Welcome to Counsellor’s Corner!

At ISA, student wellbeing sits at the heart of everything we do and what we stand for – even in our mission statement ‘a safe and caring learning environment’, we don’t just mean physical safety, but increasingly, in this time, emotional security too.

While adulthood is filled with serious responsibilities, childhood isn’t exactly stress-free.

Resilience means recognising what we cannot change or control and focusing instead on the positive impact we can bring with the areas in which we can control and change. This approach results in goals being achieved and allows children to have a more positive outlook on life.

In our latest blog, Valerie shares some tips for teaching resilience, which may help your children to avoid catastrophic thinking…
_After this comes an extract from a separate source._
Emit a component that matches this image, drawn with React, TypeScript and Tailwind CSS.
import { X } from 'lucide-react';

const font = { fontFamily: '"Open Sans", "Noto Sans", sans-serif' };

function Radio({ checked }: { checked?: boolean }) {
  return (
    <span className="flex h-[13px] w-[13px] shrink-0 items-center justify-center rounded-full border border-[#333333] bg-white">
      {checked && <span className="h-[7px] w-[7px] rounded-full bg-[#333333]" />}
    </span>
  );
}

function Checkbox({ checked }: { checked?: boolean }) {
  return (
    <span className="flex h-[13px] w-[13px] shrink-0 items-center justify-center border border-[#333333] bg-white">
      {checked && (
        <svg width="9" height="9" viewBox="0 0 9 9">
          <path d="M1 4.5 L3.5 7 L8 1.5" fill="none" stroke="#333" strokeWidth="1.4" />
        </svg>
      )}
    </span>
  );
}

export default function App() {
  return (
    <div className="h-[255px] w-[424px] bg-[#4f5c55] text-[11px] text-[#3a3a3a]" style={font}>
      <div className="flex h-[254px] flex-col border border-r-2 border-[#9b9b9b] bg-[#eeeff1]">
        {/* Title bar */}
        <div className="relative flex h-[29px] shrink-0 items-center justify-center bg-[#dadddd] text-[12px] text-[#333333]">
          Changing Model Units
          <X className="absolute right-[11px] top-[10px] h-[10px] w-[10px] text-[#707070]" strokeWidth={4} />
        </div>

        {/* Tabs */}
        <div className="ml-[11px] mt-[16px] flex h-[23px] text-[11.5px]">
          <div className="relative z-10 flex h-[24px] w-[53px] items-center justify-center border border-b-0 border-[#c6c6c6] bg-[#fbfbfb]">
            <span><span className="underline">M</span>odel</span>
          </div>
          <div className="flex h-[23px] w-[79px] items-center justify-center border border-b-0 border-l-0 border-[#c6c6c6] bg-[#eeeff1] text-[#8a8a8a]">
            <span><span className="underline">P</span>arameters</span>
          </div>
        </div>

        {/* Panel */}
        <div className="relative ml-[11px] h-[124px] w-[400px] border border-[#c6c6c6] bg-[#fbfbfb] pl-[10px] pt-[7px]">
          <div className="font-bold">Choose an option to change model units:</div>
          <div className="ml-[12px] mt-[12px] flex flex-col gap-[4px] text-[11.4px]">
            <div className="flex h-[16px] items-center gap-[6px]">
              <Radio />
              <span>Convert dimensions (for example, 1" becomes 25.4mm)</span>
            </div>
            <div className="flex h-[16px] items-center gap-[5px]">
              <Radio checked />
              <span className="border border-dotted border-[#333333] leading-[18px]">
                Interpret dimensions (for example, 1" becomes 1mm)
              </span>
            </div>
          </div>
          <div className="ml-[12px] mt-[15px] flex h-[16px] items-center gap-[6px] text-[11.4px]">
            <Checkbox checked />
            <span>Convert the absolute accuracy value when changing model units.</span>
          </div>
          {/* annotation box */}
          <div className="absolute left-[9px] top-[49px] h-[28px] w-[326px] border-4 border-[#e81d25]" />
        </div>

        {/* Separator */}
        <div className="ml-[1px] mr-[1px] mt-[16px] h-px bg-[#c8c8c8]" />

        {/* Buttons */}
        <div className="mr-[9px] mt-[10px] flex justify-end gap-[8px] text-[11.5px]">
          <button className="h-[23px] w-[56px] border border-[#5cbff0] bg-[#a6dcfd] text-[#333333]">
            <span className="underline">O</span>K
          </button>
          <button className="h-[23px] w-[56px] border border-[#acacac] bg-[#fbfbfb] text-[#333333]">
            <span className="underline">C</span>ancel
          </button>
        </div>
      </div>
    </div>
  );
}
1. Take time to think about the problem

When we try to provide certainty and comfort in every situation, we are getting in the way of children being able to develop their own problem-solving and mastery. Responding too quickly to worries can sometimes fuel anxiety. Find a balance between a safe environment and fostering independence. Children will also be more likely to share their worries if they know you are taking your time to find solutions together.

2. Teach them to problem-solve

Let’s say your child wants to go to a sleep-away camp, but they’re nervous about being away from home. Help them to normalise their worries and help them figure out how to navigate being homesick. So, you might ask your child how they can practice getting used to being away from home. In other words, engage with your child in figuring out how they can handle challenges. Give them the opportunity, over and over, “to figure out what works and what doesn’t.”

3. Teach your child empathy

When someone is bothering them, help them think about why that person is behaving the way that they are (don’t jump in to agree that their friend or teacher is terrible, just listen). Think ahead to difficult situations and help your child make a plan. Put them in control of some scripts they can use to face a circumstance that they find uncomfortable.

4. Avoid “why” questions

Why questions aren’t helpful in promoting problem-solving. If your child left their bike in the rain, and you ask “why”, what will they say “I was careless. I’m an 8-year-old.” Ask “how” questions instead. “You left your bike out in the rain, and your chain rusted. How will you fix that?” For instance, they might go online to see how to fix the chain.

5. Don’t provide all the answers

Rather than providing your kids with every answer to their problems with friends or school, start using the phrase, “What do you think might help?” Brainstorm some solutions with them. When they are able to talk through some ideas, they will feel more confident in dealing with conflict or worries.

6. Validate and avoid catastrophic reactions

When they are worried, validate by saying, “Yes, I used to worry about that at your age too, or yes, that is a real concern.” Sometimes just knowing that their worries are important and heard, helps them balance practical solutions. Avoid talking in catastrophic terms.

7. Validate and avoid catastrophic reactions

Emotional management is key in resilience. Teach your kids that all emotions are ok. It’s ok to feel angry, frustrated, or sad. Then, model your own self-regulation in how to handle difficult emotions or situations. They will find comfort in knowing that we are always learning, no matter our age.